Certainly, there is nothing that can be all things to all people. That's not what I'm trying to do with my developments in logic. It would suffice if it were more things to more people than the systems that are already developed. But I can't address objections if I don''t know what they are. I suppose this is why I need to do more research.

Something he said put me in mind of the compartmentalization of academic areas. Compartments have walls, or barriers between them. I seriously, and I mean seriously dislike these. It's inevitable that they exist, but I'm a strong believer in seeing things from as many different sides as possible. Human beings aren't bees or ants and aren't born to classes or castes, and I don't think they should be educated or trained into them, either.


Wednesday, January 28, 2004

Finally got a round of updates to the site: that's a weight off my mind. Even though my deadlines are self-imposed, it's stressful when I don't meet them. I owe it to visitors to make the site worth visiting.

That was part of the stress-causing unfinished business, and I addressed some of the other unfinished business, so the stress is back to bearable levels.

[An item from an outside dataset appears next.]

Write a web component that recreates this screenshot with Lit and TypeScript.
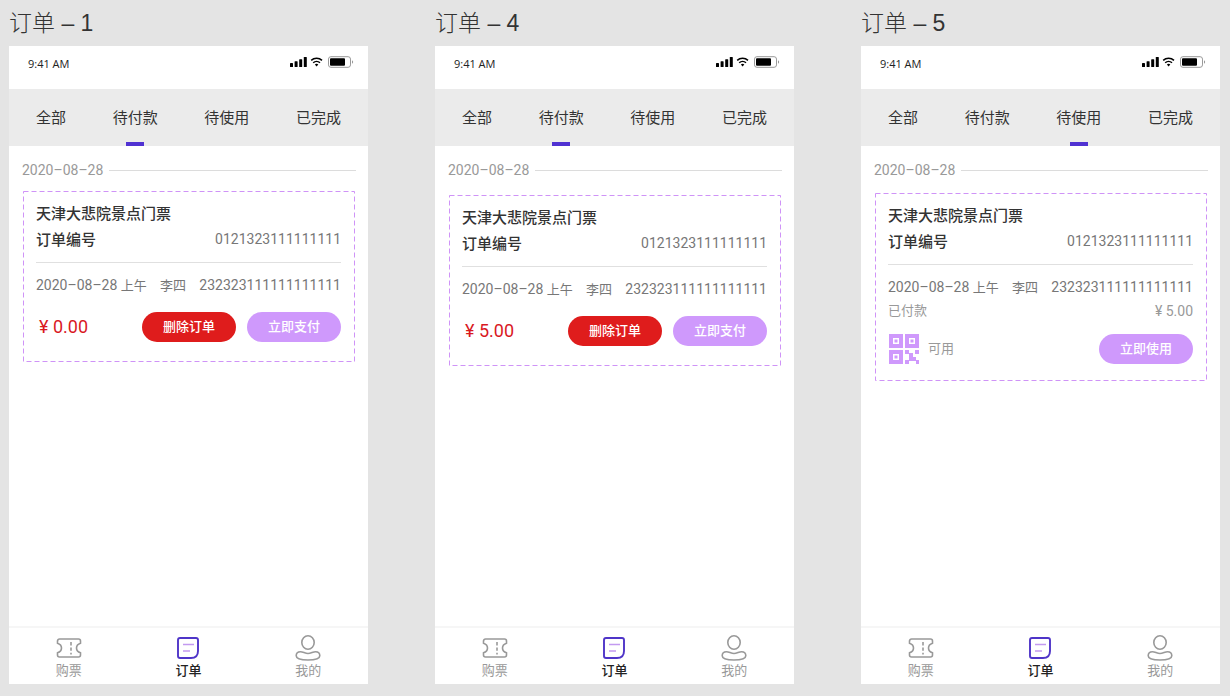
import { LitElement, html, css, svg, nothing } from "lit";
import { customElement, property } from "lit/decorators.js";

interface Order {
  id: string;
  board: string;
  activeTab: number;
  offset: "near" | "middle" | "far";
  price: string;
  paid: boolean;
}

const TABS = ["全部", "待付款", "待使用", "已完成"];

const ORDERS: Order[] = [
  { id: "a", board: "订单 – 1", activeTab: 1, offset: "near", price: "0.00", paid: false },
  { id: "b", board: "订单 – 4", activeTab: 1, offset: "far", price: "5.00", paid: false },
  { id: "c", board: "订单 – 5", activeTab: 2, offset: "middle", price: "5.00", paid: true },
];

const FONT = css`Roboto, "Noto Sans CJK SC", sans-serif`;

@customElement("status-bar")
class StatusBar extends LitElement {
  static styles = css`
    :host {
      display: flex;
      justify-content: space-between;
      align-items: flex-start;
      height: 43px;
      box-sizing: border-box;
      padding: 10px 14px 0 19px;
      font: 11px/16px "Open Sans", "Noto Sans", sans-serif;
      color: #222;
    }
    .icons {
      display: block;
    }
  `;
  render() {
    return html`
      <span>9:41 AM</span>
      <svg class="icons" width="64" height="12" viewBox="0 0 64 12" aria-hidden="true">
        <g fill="#000">
          <rect x="0" y="7" width="3" height="4" rx="0.6" />
          <rect x="4.6" y="5.2" width="3" height="5.8" rx="0.6" />
          <rect x="9.2" y="3.2" width="3" height="7.8" rx="0.6" />
          <rect x="13.8" y="1" width="3" height="10" rx="0.6" />
        </g>
        <g fill="none" stroke="#000" stroke-width="1.5">
          <path d="M21.2 4.4a8 8 0 0 1 10.8 0" />
          <path d="M23.2 6.8a5 5 0 0 1 6.8 0" />
        </g>
        <path d="M24.9 8.5a2.6 2.6 0 0 1 3.4 0l-1.7 2z" fill="#000" />
        <rect x="38.5" y="0.7" width="22" height="10.6" rx="2.4" fill="none" stroke="#999" />
        <rect x="40" y="2.2" width="15" height="7.6" rx="1" fill="#000" />
        <path d="M62 4.2v3.6a2 2 0 0 0 0-3.6z" fill="#999" />
      </svg>
    `;
  }
}

@customElement("order-card")
class OrderCard extends LitElement {
  @property({ attribute: false }) order!: Order;

  static styles = css`
    :host {
      display: block;
      position: relative;
      padding: 10px 14px 16px 13px;
      font: 14px/24px ${FONT};
      color: #777;
    }
    .outline {
      position: absolute;
      inset: 0;
      width: 100%;
      height: 100%;
      pointer-events: none;
    }
    .outline rect {
      width: calc(100% - 1px);
      height: calc(100% - 1px);
      fill: none;
      stroke: #cf93f7;
      stroke-dasharray: 5 3;
    }
    .row {
      display: flex;
      justify-content: space-between;
      align-items: center;
    }
    .number {
      align-items: flex-start;
    }
    .title {
      margin: 0;
      font-size: 15px;
      line-height: 26px;
      font-weight: 500;
      color: #333;
    }
    .rule {
      height: 1px;
      margin: 9px 0 10px;
      border: 0;
      background: #e0e0e0;
    }
    .cjk {
      font-size: 13px;
    }
    .visit {
      align-items: baseline;
      height: 24px;
      white-space: nowrap;
    }
    .paid {
      height: 24px;
      font-size: 13px;
      color: #999;
    }
    .amount {
      font-size: 14px;
    }
    .actions {
      margin: 14px 0 3px;
      min-height: 32px;
      gap: 11px;
    }
    .compact {
      margin: 10px 0 0;
    }
    .price {
      flex: 1;
      padding-left: 3px;
      font-size: 18px;
      color: #d9191f;
    }
    .code {
      flex: 1;
      display: flex;
      align-items: center;
      gap: 9px;
      padding-left: 1px;
      font-size: 13px;
      color: #999;
    }
    .button {
      width: 94px;
      height: 30px;
      padding: 0;
      border: 0;
      border-radius: 15px;
      font: 500 13px/30px ${FONT};
      color: #fff;
      background: #cf99fc;
    }
    .danger {
      background: #df1c1c;
    }
  `;

  private qr() {
    return svg`<svg width="30" height="30" viewBox="0 0 30 30" aria-hidden="true">
      <path fill="#cf99fc" fill-rule="evenodd" d="M0 0h14v14H0zM4 4v6h6V4zM5.500 5.500h3v3h-3z
        M16 0h14v14H16zM20 4v6h6V4zM21.500 5.500h3v3h-3z
        M0 16h14v14H0zM4 20v6h6v-6zM5.500 21.500h3v3h-3z" />
      <path fill="#cf99fc" d="M16 16h4v4h-4zM26 16h4v4h-4zM20 19h4v4h3v4h-4v-3h-3zM16 26h4v4h-4zM20 23h3v4h-3zM27 26h3v4h-3z" />
    </svg>`;
  }

  render() {
    const { paid, price } = this.order;
    return html`
      <svg class="outline" aria-hidden="true">
        <rect x="0.5" y="0.5" />
      </svg>
      <h2 class="title">天津大悲院景点门票</h2>
      <div class="row number">
        <h3 class="title">订单编号</h3>
        <span>0121323111111111</span>
      </div>
      <hr class="rule" />
      <div class="row visit">
        <span>2020–08–28 <span class="cjk">上午</span></span>
        <span class="cjk">李四</span>
        <span>232323111111111111</span>
      </div>
      ${paid
        ? html`<div class="row paid"><span>已付款</span><span class="amount">¥ ${price}</span></div>`
        : nothing}
      <div class="row actions ${paid ? "compact" : ""}">
        ${paid
          ? html`<span class="code">${this.qr()}可用</span>
              <button class="button">立即使用</button>`
          : html`<span class="price">¥ ${price}</span>
              <button class="button danger">删除订单</button>
              <button class="button">立即支付</button>`}
      </div>
    `;
  }
}

@customElement("bottom-nav")
class BottomNav extends LitElement {
  static styles = css`
    :host {
      display: block;
      border-top: 2px solid #f6f6f6;
      font: 13px/18px ${FONT};
    }
    .nav {
      display: grid;
      grid-template-columns: repeat(3, 1fr);
      padding-top: 6px;
      height: 50px;
    }
    .item {
      display: flex;
      flex-direction: column;
      align-items: center;
      color: #999;
      text-decoration: none;
    }
    .current {
      color: #222;
      font-weight: 500;
    }
    .icon {
      display: block;
      fill: none;
      stroke: #999;
      stroke-width: 1.6;
    }
  `;
  render() {
    return html`
      <nav class="nav">
        <a class="item" href="#tickets">
          <svg class="icon" width="28" height="28" viewBox="0 0 28 28" aria-hidden="true">
            <path d="M4.500 5h19a2 2 0 0 1 2 2v2.200c-2.500.8-4 2.400-4 4.800s1.500 4 4 4.800V21a2 2 0 0 1-2 2h-19a2 2 0 0 1-2-2v-2.200c2.500-.8 4-2.400 4-4.800s-1.500-4-4-4.800V7a2 2 0 0 1 2-2z" />
            <path d="M16 8v12.500" stroke-dasharray="3.400 2" />
          </svg>
          购票
        </a>
        <a class="item current" href="#orders" aria-current="page">
          <svg class="icon" width="28" height="28" viewBox="0 0 28 28" aria-hidden="true">
            <path d="M6 4h16a2 2 0 0 1 2 2v11c0 4.500-2.500 7-7 7H6a2 2 0 0 1-2-2V6a2 2 0 0 1 2-2z" stroke="#4f35c8" stroke-width="1.900" />
            <path d="M9 10.500h11M9 17h7" stroke="#c39af0" stroke-width="1.500" />
          </svg>
          订单
        </a>
        <a class="item" href="#me">
          <svg class="icon" width="28" height="28" viewBox="0 0 28 28" aria-hidden="true">
            <ellipse cx="14" cy="8.500" rx="6.200" ry="6.700" />
            <path d="M6.500 17.800c2.600 0 4.500 1.700 7.500 1.700s4.900-1.700 7.500-1.700c2.600 0 4.300 1.700 4.300 4 0 2.800-2.600 4.200-11.800 4.200s-11.800-1.400-11.800-4.200c0-2.300 1.700-4 4.300-4z" />
          </svg>
          我的
        </a>
      </nav>
    `;
  }
}

@customElement("order-screen")
class OrderScreen extends LitElement {
  @property({ attribute: false }) order!: Order;

  static styles = css`
    :host {
      display: flex;
      flex-direction: column;
      min-width: 0;
    }
    .board {
      margin: 0;
      height: 46px;
      font: 300 23px/46px "Liberation Sans", "Noto Sans CJK SC", sans-serif;
      color: #333;
    }
    .phone {
      flex: 1;
      display: flex;
      flex-direction: column;
      background: #fff;
    }
    .tabs {
      display: flex;
      justify-content: space-between;
      height: 57px;
      padding: 0 27px;
      background: #ebebeb;
    }
    .tab {
      position: relative;
      padding: 2px 0 0;
      border: 0;
      background: none;
      font: 15px/55px ${FONT};
      color: #333;
    }
    .active::after {
      content: "";
      position: absolute;
      left: 50%;
      bottom: 0;
      width: 18px;
      height: 4px;
      margin-left: -9px;
      background: #5032d2;
    }
    .orders {
      flex: 1;
      padding: 12px 12px 0 13px;
    }
    .date {
      display: flex;
      align-items: center;
      gap: 6px;
      margin: 0;
      font: 14px/24px ${FONT};
      color: #999;
    }
    .date::after {
      content: "";
      flex: 1;
      height: 1px;
      background: #dcdcdc;
    }
    .near {
      margin: 9px 1px 0;
    }
    .middle {
      margin: 11px 1px 0;
    }
    .far {
      margin: 13px 1px 0;
    }
  `;
  render() {
    const o = this.order;
    return html`
      <h1 class="board">${o.board}</h1>
      <section class="phone">
        <status-bar></status-bar>
        <div class="tabs" role="tablist">
          ${TABS.map(
            (t, i) => html`<button
              class="tab ${i === o.activeTab ? "active" : ""}"
              role="tab"
              aria-selected=${i === o.activeTab}
            >${t}</button>`
          )}
        </div>
        <div class="orders">
          <p class="date">2020–08–28</p>
          <order-card class=${o.offset} .order=${o}></order-card>
        </div>
        <bottom-nav></bottom-nav>
      </section>
    `;
  }
}

@customElement("app-root")
class AppRoot extends LitElement {
  static styles = css`
    :host {
      display: grid;
      grid-template-columns: repeat(3, minmax(0, 1fr));
      gap: 67px;
      box-sizing: border-box;
      min-height: 100vh;
      padding: 0 10px 12px 9px;
      background: #e4e4e4;
    }
  `;
  render() {
    return ORDERS.map((o) => html`<order-screen .order=${o}></order-screen>`);
  }
}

I might as well comment on some of the ideas that my work is bringing up. One of the problems with relying on any single source for information is that one tends to adopt the biases of that source. There are several sources I can use for influential people, and all of them have biases of one kind or another. For one, people who have lived recently and events that have occurred recently haven't had the time to influence as many people as older ones. To those with a nodding acquaintance with history, some quite influential individuals are conspicuous by their absence.
This shows up particularly when I break these down by peoples and nations. Many of the familiar figures of history of the US, Britain, France, Germany, etc. don't show up. Even basing history on biography has problems because important events or processes don't always have single leaders associated with them.
This list, like most others I have seen, is biased toward Western civilization. Important figures in China, India, and Africa, to name a few, hardly appear at all, and based on the number of peoples that are influenced, I would judge that they should be.
By including more events with economic impact, I have gone a ways toward redressing the weakness in that area, but education and families are seriously underrepresented.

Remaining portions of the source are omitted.